"Ah, Carlos, I am too happy," she murmured. "I love you, but I cannot be your wife with my infirmity. No, I cannot be so selfish; I will not put upon you a burden. I love you, but let us live as we do now, for you must never tire of me and still feel bound to me for life. I shall be blind. I love you too well."
"Ysidria, I love you for your own dear self. Nor fear so for your sight. The trouble is, I trust, nothing but temporary; the loss for a time of the accommodation; it can easily be remedied when Pedirpozzo returns. So do not let the fear of being a burden, which you can never be to me, deter you from giving me the promise I so desire. Say you will be my wife, Ysidria."
"I will," she replied, and then I took a ring of my mother's and placed it on her finger.
"Let us go over to the wall and sit where I first saw you, Ysidria," I said, "and begin the world with hope."
We started to cross the hollow, passing the atropa, which was just sending out its early shoots. I crushed it with my foot, and ground down each stem till not a bit of green was left, and then I placed some stones upon it; some way I enjoyed this little act, and Ysidria joined me in trampling down the plant.
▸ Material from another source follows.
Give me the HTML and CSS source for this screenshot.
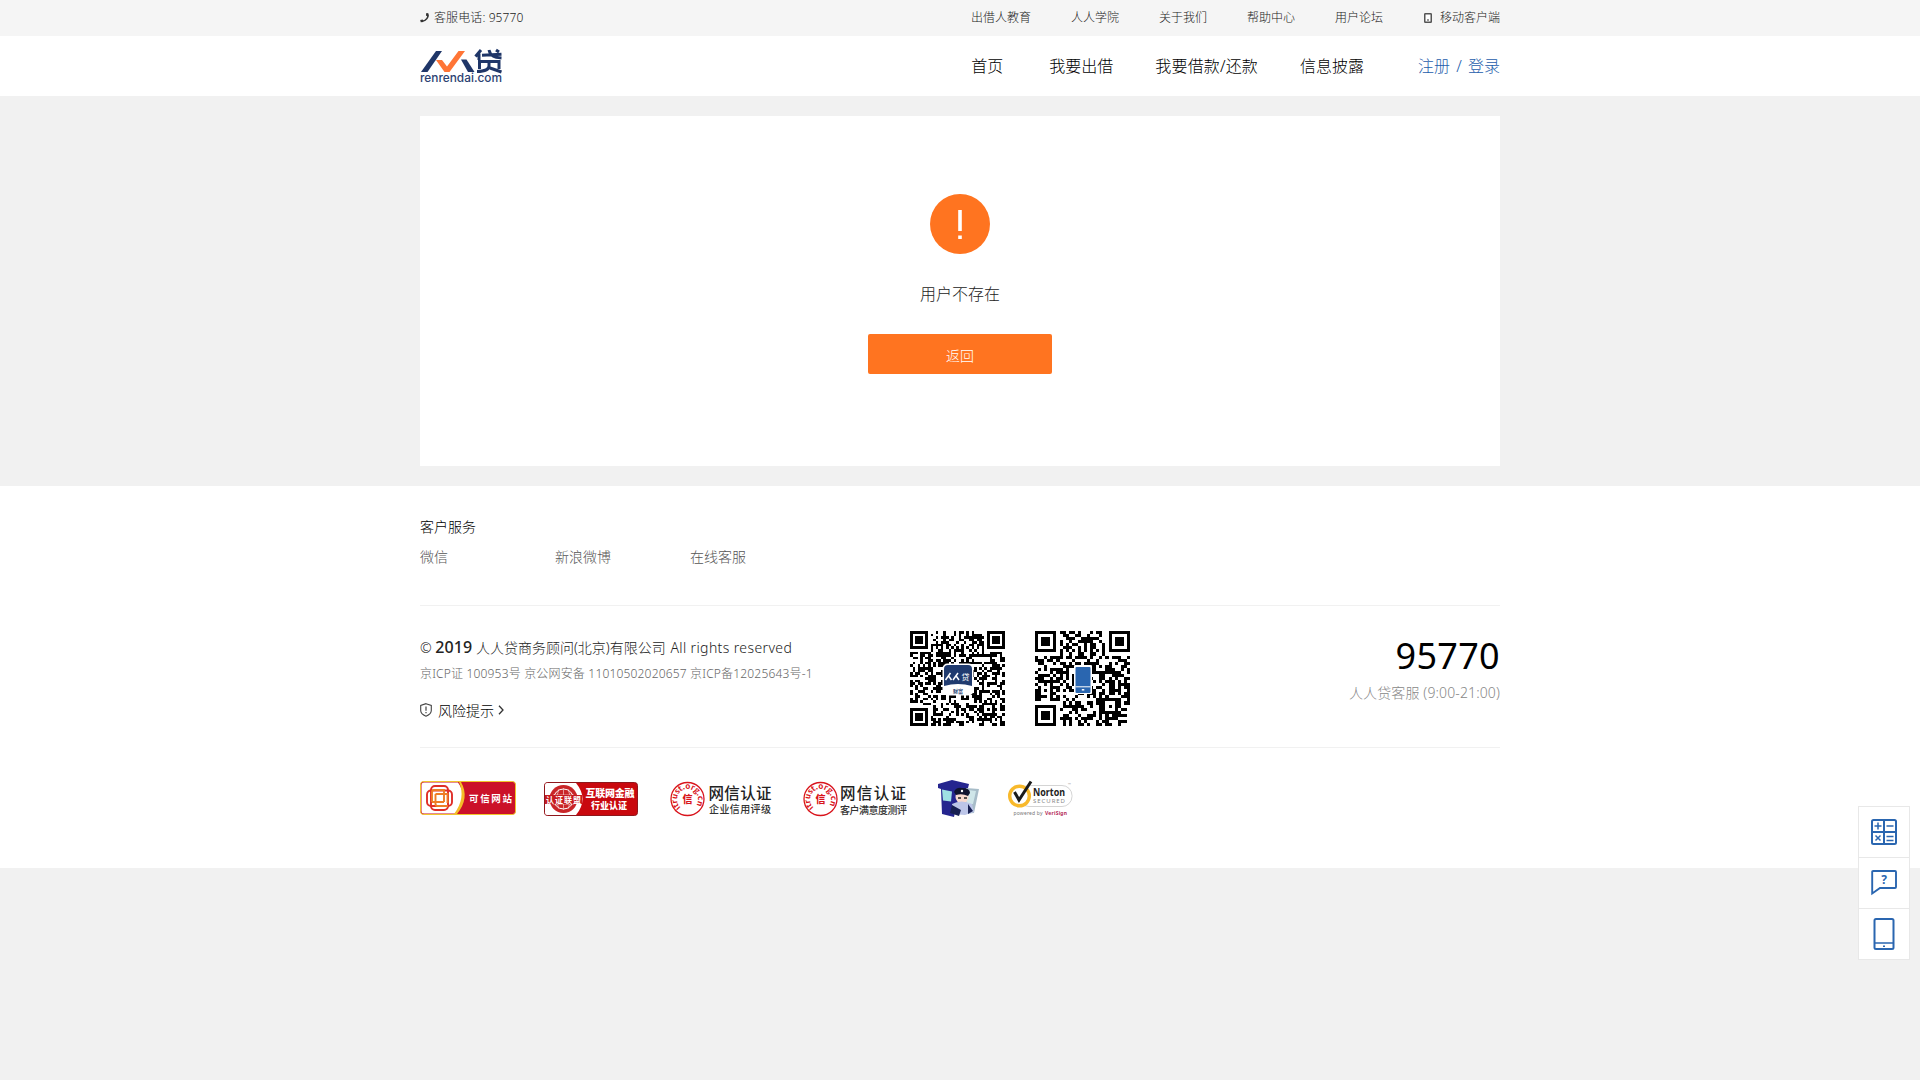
FILE: index.html
```html
<!DOCTYPE html>
<html lang="zh-CN">
<head>
<meta charset="utf-8">
<title>人人贷</title>
<link rel="stylesheet" href="styles.css">
</head>
<body>
<div class="topbar">
  <div class="wrap topbar-inner">
    <div class="phone">
      <svg width="9" height="10" viewBox="0 0 9 10"><path d="M7 0.8C9.6 3.2 6 8.8 1 8.2" fill="none" stroke="#333" stroke-width="1.6"/><path d="M6 .2h2.4v3L6.2 3zM.2 7l2.6-.4.6 2.4-2.6.2z" fill="#333"/></svg>
      <span>客服电话: 95770</span>
    </div>
    <nav class="topnav">
      <a>出借人教育</a><a>人人学院</a><a>关于我们</a><a>帮助中心</a><a>用户论坛</a>
      <a class="mobile"><svg width="8" height="10" viewBox="0 0 8 10"><rect x=".75" y=".75" width="6.5" height="8.5" rx=".6" fill="#fff" stroke="#555" stroke-width="1.5"/><path d="M3 7h2" stroke="#333"/></svg>移动客户端</a>
    </nav>
  </div>
</div>
<header class="header">
  <div class="wrap header-inner">
    <svg class="logo" width="84" height="37" viewBox="0 0 84 37">
      <path d="M1 23L16 2h6L7.500 23z" fill="#1f3668"/>
      <path d="M16 11h6l5 6.500L38.500 2h6.500L29.500 23h-5z" fill="#ff7536"/>
      <path d="M41 10.500h5.500L54.500 23H48z" fill="#1f3668"/>
      <g fill="none" stroke="#1f3668" stroke-width="3"><path d="M61 1L55.500 7.500M59 4.500V11M62 6.200l19.500-1M69 1c1.500 6 5 7.500 12.500 8M76 1l3 2M59.500 20v-7.500H79V20M69 14v3c0 3-4 5.500-12 5.500M70 19l11.500 4"/></g>
      <text class="logo-text" x="0" y="32.500" textLength="82" lengthAdjust="spacingAndGlyphs">renrendai.com</text>
    </svg>
    <nav class="mainnav">
      <a class="home">首页</a><a>我要出借</a><a class="loan">我要借款/还款</a><a>信息披露</a>
      <span class="account"><a>注册</a><i>/</i><a class="login">登录</a></span>
    </nav>
  </div>
</header>
<main class="wrap card">
  <svg class="warn" width="60" height="60" viewBox="0 0 60 60"><circle cx="30" cy="30" r="30" fill="#ff7420"/><path d="M28.200 16h3.600v21h-3.600zM28.200 41.500h3.600V45h-3.600z" fill="#fff"/></svg>
  <p class="message">用户不存在</p>
  <a class="back">返回</a>
</main>
<footer class="footer">
  <div class="wrap">
    <section class="service">
      <h3>客户服务</h3>
      <div class="service-links"><a>微信</a><a>新浪微博</a><a>在线客服</a></div>
    </section>
    <section class="company">
      <div class="legal">
        <p class="copyright">© <b>2019</b> 人人贷商务顾问(北京)有限公司 <span>All rights reserved</span></p>
        <p class="icp">京ICP证 100953号 京公网安备 11010502020657 京ICP备12025643号-1</p>
        <a class="risk"><svg width="12" height="14" viewBox="0 0 12 14"><path d="M6 .7L11.300 2.500v5C11.300 10 9 12 6 13.200 3 12 .7 10 .7 7.500v-5z" fill="none" stroke="#444" stroke-width="1.100"/><path d="M6 3.500v4.300M6 9v1.300" stroke="#444" stroke-width="1.200"/></svg><span>风险提示</span><svg width="6" height="10" viewBox="0 0 6 10"><path d="M1 .8L5 5 1 9.200" fill="none" stroke="#333" stroke-width="1.300"/></svg></a>
      </div>
      <div class="codes">
        <svg class="qr" data-size="37" data-seed="11" viewBox="0 0 95 95"><g class="modules"></g>
          <rect x="32.500" y="32.500" width="31" height="32" rx="5" fill="#fff"/><path d="M34 55V38q0-4 4-4h20q4 0 4 4v17q-14-4-28 0z" fill="#203b6f"/>
          <path d="M35.500 49l5-7M39 45.500l2.500 3.500M43 49l5-7M46.500 45.500l2.500 3.500" fill="none" stroke="#fff" stroke-width="1.500"/><text x="51.500" y="49" class="qr-brand">贷</text><text x="43" y="62" class="qr-sub">财富</text></svg>
        <svg class="qr" data-size="31" data-seed="29" viewBox="0 0 95 95"><g class="modules"></g>
          <rect x="39" y="34" width="18" height="29" rx="1" fill="#fff"/><rect x="40.500" y="36" width="15" height="26" rx="1" fill="#2a66b0"/><path d="M40.500 55.800h15" stroke="#fff"/><path d="M46.800 58.800h2.500" stroke="#fff" stroke-width="1.500"/></svg>
      </div>
      <div class="hotline"><strong>95770</strong><span>人人贷客服 (9:00-21:00)</span></div>
    </section>
    <section class="badges">
      <svg class="b-kexin" width="96" height="34" viewBox="0 0 96 34">
        <rect x=".5" y=".5" width="95" height="33" rx="3" fill="#cb1129" stroke="#f0c52c"/>
        <path d="M4 1.500h34Q49 17 36 32.500H4q-2.500 0-2.500-2.500V4Q1.500 1.500 4 1.500z" fill="#fff"/><path d="M39 1h2q9 16-4 32h-3q12-16 5-32z" fill="#f4bd28"/>
        <g fill="none" stroke-width="1.900"><rect x="11" y="5" width="17" height="24" rx="4" stroke="#df2e28"/><rect x="7" y="9.500" width="25" height="15.500" rx="4" stroke="#df2e28"/><path d="M12 21V11q0-2 2-2h10v12M15.500 13v10q0 2 2 2H28M15.500 13h12v9M12 21h12" stroke="#ee7d26"/></g>
        <text x="49" y="20.500" textLength="43" class="kexin-text">可信网站</text>
      </svg>
      <svg class="b-hulian" width="94" height="34" viewBox="0 0 94 34">
        <rect x=".5" y=".5" width="93" height="33" rx="3" fill="#c9080e" stroke="#8f171c"/><path d="M3 1h29q13 16 0 32H3q-2 0-2-2V3q0-2 2-2z" fill="#fff"/>
        <circle cx="19.500" cy="17" r="14" fill="#c92528"/><circle cx="19.500" cy="17" r="10" fill="none" stroke="#fff"/><path d="M9 13h21M9 22h21M19.500 6v22M15 7q-4 10 0 20M24 7q4 10 0 20" fill="none" stroke="#f3caca" stroke-width=".7"/>
        <rect x="1" y="13" width="37" height="9" fill="#c61b20"/><text x="2" y="20.500" textLength="35" class="ally-text">认证联盟</text>
        <text x="41.500" y="15" textLength="49" class="hulian-text">互联网金融</text><text x="47" y="27" textLength="36" class="hulian-sub">行业认证</text>
      </svg>
      <svg class="b-trust1" width="102" height="36" viewBox="0 0 102 36">
        <circle class="seal" cx="17.500" cy="18" r="16.500"/>
        <path id="arc" d="M10.800 26.500A10.500 10.500 0 1 1 24.200 26.500" fill="none"/><text class="arc-text"><textPath href="#arc" textLength="48">itrust.org.cn</textPath></text><text x="12.500" y="21.700" class="seal-text">信</text>
        <text x="38.500" y="17.500" textLength="63" class="trust-title">网信认证</text><text x="39" y="32" textLength="62" class="trust-sub">企业信用评级</text>
      </svg>
      <svg class="b-trust2" width="104" height="36" viewBox="0 0 104 36">
        <circle class="seal" cx="17.500" cy="18" r="16.500"/>
        <text class="arc-text"><textPath href="#arc" textLength="48">itrust.org.cn</textPath></text><text x="12.500" y="21.700" class="seal-text">信</text>
        <text x="37" y="17.500" textLength="66" class="trust-title">网信认证</text><text x="37" y="32.500" textLength="67" class="trust-sub">客户满意度测评</text>
      </svg>
      <svg class="b-police" width="42" height="37" viewBox="0 0 42 37">
        <path d="M0 4L14 0l17 4-1 4-3 4-10 20-1 5L4 34 3 9 0 8z" fill="#25258f"/><path d="M4 9.500l10 2-1 10-8-1z" fill="#9fe0e4"/><path d="M28 8l13 1-5 24-10 1z" fill="#a7bcc8"/><path d="M30 10l8 1-3 13h-7z" fill="#cfe6e9"/>
        <circle cx="24" cy="17" r="6.500" fill="#f7d9ce"/><path d="M16 12q2-5 8-4 8 0 8 5l-2 3q-6-3-12-1z" fill="#10142f"/><path d="M14 24q9-5 20 0l2 8-9 3-12-1z" fill="#bcc5e8"/><path d="M14 25l9 5-2 6-9-3zM30 24l5 7-5 3z" fill="#182052"/><path d="M20 18h3M26 18h3" stroke="#222" stroke-width="1.500"/><circle cx="24" cy="11" r="1.200" fill="#fff"/>
      </svg>
      <svg class="b-norton" width="66" height="37" viewBox="0 0 66 37">
        <rect x="11" y="5.500" width="53" height="21" rx="10" fill="#fff" stroke="#c9c9c9" stroke-width=".8"/><circle cx="11.500" cy="16" r="9.800" fill="#fff" stroke="#f8b92b" stroke-width="3.400"/>
        <path d="M6.500 12l4.500 8L23 1.500" fill="none" stroke="#1b1b1b" stroke-width="3"/>
        <text x="25" y="15.500" textLength="32" lengthAdjust="spacingAndGlyphs" class="norton">Norton</text><text x="25" y="23" textLength="32" class="secured">SECURED</text>
        <text x="5.500" y="35" textLength="29" class="powered">powered by</text><text x="37" y="35" textLength="22" class="verisign">VeriSign</text><text x="60" y="6" class="tm">™</text>
      </svg>
    </section>
  </div>
</footer>
<aside class="sidebar">
  <a><svg width="26" height="26" viewBox="0 0 26 26"><g fill="none" stroke="#2a66b0" stroke-width="2"><rect x="1" y="1" width="24" height="24" rx="1.500"/><path d="M13 1v24M1 13h24"/><path d="M3.500 7h7M7 3.500v7M15.500 7h7M4.500 16.500l5 5M9.500 16.500l-5 5M15.500 17.500h7M15.500 21.500h7" stroke-width="1.500"/></g></svg></a>
  <a><svg width="26" height="26" viewBox="0 0 26 26"><path d="M1.200 23.500V2q0-1 1-1H24q1 0 1 1v15q0 1-1 1H9z" fill="none" stroke="#2a66b0" stroke-width="1.900"/><text x="13" y="14" text-anchor="middle" class="question">?</text></svg></a>
  <a><svg width="22" height="32" viewBox="0 0 22 32"><rect x="1.500" y="1" width="19" height="30" rx="1.500" fill="none" stroke="#2a66b0" stroke-width="2"/><path d="M1.500 25h19M10 28.300h2" stroke="#2a66b0" stroke-width="1.500"/></svg></a>
</aside>
<script src="qr.js"></script>
</body>
</html>
```
FILE: styles.css
```css
* { box-sizing: border-box; }
body { margin: 0; background: #f1f1f1; color: #222; font-family: "Noto Sans", "Noto Sans CJK SC", sans-serif; font-size: 14px; font-weight: 300; }
p, h3 { margin: 0; }
svg { display: block; flex: none; }
.wrap { width: 1080px; margin: 0 auto; }
.topbar { height: 36px; background: #f5f5f5; font-size: 12px; line-height: 35px; }
.topbar-inner, .header-inner { display: flex; justify-content: space-between; }
.phone { display: flex; align-items: center; gap: 5px; height: 35px; letter-spacing: .1px; }
.topnav { display: flex; gap: 40px; }
.mobile { display: flex; align-items: center; gap: 8px; height: 35px; margin-left: 1px; }
.header { height: 60px; background: #fff; }
.logo { margin-top: 13px; overflow: visible; }
.logo-text { font: 500 12px Inter, sans-serif; fill: #2c4272; }
.mainnav { display: flex; gap: 42px; font-size: 16px; line-height: 61px; color: #000; }
.home { margin-right: 4px; }
.loan { letter-spacing: .15px; }
.account { display: flex; margin-left: 12px; color: #1d5cab; }
.account i { width: 18px; text-align: center; font-style: normal; }
.card { height: 350px; margin-top: 20px; padding-top: 78px; background: #fff; display: flex; flex-direction: column; align-items: center; }
.message { margin-top: 27px; font-size: 16px; line-height: 26px; }
.back { width: 184px; height: 40px; margin-top: 27px; border-radius: 2px; background: #ff7420; color: #fff; line-height: 43px; text-align: center; }
.footer { height: 382px; margin-top: 20px; padding-top: 26px; background: #fff; }
.service { height: 94px; border-bottom: 1px solid #f1f1f1; }
.service h3 { font-size: 14px; font-weight: 300; line-height: 30px; color: #000; }
.service-links { display: flex; line-height: 30px; color: #555; }
.service-links a { width: 135px; }
.company { display: flex; height: 142px; padding-top: 25px; border-bottom: 1px solid #f1f1f1; }
.legal { width: 490px; padding-top: 3px; white-space: nowrap; }
.copyright { line-height: 26px; }
.copyright b { font-size: 16px; font-weight: 500; letter-spacing: .1px; }
.copyright span { margin-left: 1px; letter-spacing: .38px; }
.icp { margin-top: 1px; font-size: 12px; line-height: 24px; letter-spacing: .18px; color: #666; }
.risk { display: flex; align-items: center; height: 24px; margin-top: 12px; color: #000; }
.risk span { margin: 0 4px 0 6px; }
.codes { display: flex; gap: 30px; }
.qr { width: 95px; height: 95px; }
.qr-brand { font: 8px "Noto Sans CJK SC", sans-serif; fill: #fff; }
.qr-sub { font: 700 5px "Noto Sans CJK SC", sans-serif; fill: #203b6f; }
.hotline { display: flex; flex-direction: column; flex: 1; text-align: right; }
.hotline strong { font-size: 36px; font-weight: 400; line-height: 50px; letter-spacing: .3px; color: #000; }
.hotline span { line-height: 24px; letter-spacing: .13px; color: #888; }
.badges { display: flex; padding-top: 33px; }
.b-hulian { margin: 1px 0 0 28px; }
.b-trust1 { margin-left: 32px; }
.b-trust2 { margin-left: 31px; }
.b-police { margin: -1px 0 0 31px; }
.b-norton { margin: -1px 0 0 28px; }
.badges text { font-family: "Noto Sans CJK SC", sans-serif; }
.kexin-text { font-size: 9.5px; font-weight: 700; fill: #fff; }
.ally-text { font-size: 8px; font-weight: 700; fill: #fff; }
.hulian-text { font-size: 10px; font-weight: 900; fill: #fff; }
.hulian-sub { font-size: 9px; font-weight: 900; fill: #fff; }
.seal { fill: none; stroke: #d9141c; stroke-width: 1.3; }
.seal-text { font-size: 10px; font-weight: 900; fill: #d9141c; }
.arc-text { font-size: 8px; font-weight: 700; fill: #d9141c; }
.trust-title { font-size: 15.5px; font-weight: 500; fill: #222; }
.trust-sub { font-size: 10px; font-weight: 500; fill: #333; }
.badges .norton { font: 700 10px "Noto Sans", sans-serif; fill: #222; }
.badges .secured { font: 6px "Noto Sans", sans-serif; fill: #888; }
.badges .powered { font: 5px "Noto Sans", sans-serif; fill: #777; }
.badges .verisign { font: 700 5px "Noto Sans", sans-serif; fill: #b52a58; }
.badges .tm { font-size: 4px; fill: #999; }
.sidebar { position: fixed; right: 10px; top: 806px; width: 52px; border: 1px solid #e8e8e8; background: #fff; }
.sidebar a { height: 50px; display: flex; align-items: center; justify-content: center; }
.sidebar a + a { height: 51px; border-top: 1px solid #e8e8e8; }
.question { font: 700 12px "Noto Sans", sans-serif; fill: #2a66b0; }
```
FILE: qr.js
```js
// Fills each .qr with a module grid: three finder patterns, timing lines and a seeded data area.
document.querySelectorAll('.qr').forEach(function (svg) {
  var n = +svg.dataset.size, s = +svg.dataset.seed, unit = 95 / n, d = '';
  function next() { s = (s * 48271) % 2147483647; return s / 2147483647; }
  function finder(x, y) {
    if (x < 0 || y < 0 || x > 6 || y > 6) return false;
    var r = Math.max(Math.abs(x - 3), Math.abs(y - 3));
    return r === 3 || r < 2;
  }
  for (var i = 0; i < 10; i++) next();
  for (var y = 0; y < n; y++) {
    for (var x = 0; x < n; x++) {
      var on = next() < 0.5;
      if (x < 8 && y < 8) on = finder(x, y);
      else if (x >= n - 8 && y < 8) on = finder(x - n + 7, y);
      else if (x < 8 && y >= n - 8) on = finder(x, y - n + 7);
      else if (x === 6 || y === 6) on = (x + y) % 2 === 0;
      else if (Math.abs(x - n + 7) < 3 && Math.abs(y - n + 7) < 3)
        on = Math.max(Math.abs(x - n + 7), Math.abs(y - n + 7)) !== 1;
      if (on) d += 'M' + x * unit + ' ' + y * unit + 'h' + unit + 'v' + unit + 'h-' + unit + 'z';
    }
  }
  svg.querySelector('.modules').innerHTML = '<path d="' + d + '" shape-rendering="crispEdges"/>';
});
```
"It is an ill-favoured thing," I said, "and does more harm than good, but Madre Moreno, I scarcely think will thank me for destroying it, for she always gathered its leaves for some of her medicines."
"Yes, she will, Señorito Carlos; she will thank thee," said a voice behind us, and turning we saw Madre Moreno.
"I had come to do the same thing myself, and thou hast saved me the labour. Why didst thou not kill it before to-day? This is a strange day on which to kill the old plant!"
The Madre had some chips of pine in her basket; these she placed above the plant and pouring a flask of turpentine over them, set it all afire; then piling up chunks of hard wood, she stood back to watch the blaze.
"It is needed no more," she said, "so we will leave no vestige of it, for it must never spring up again." We looked at the witch in silence and wonder.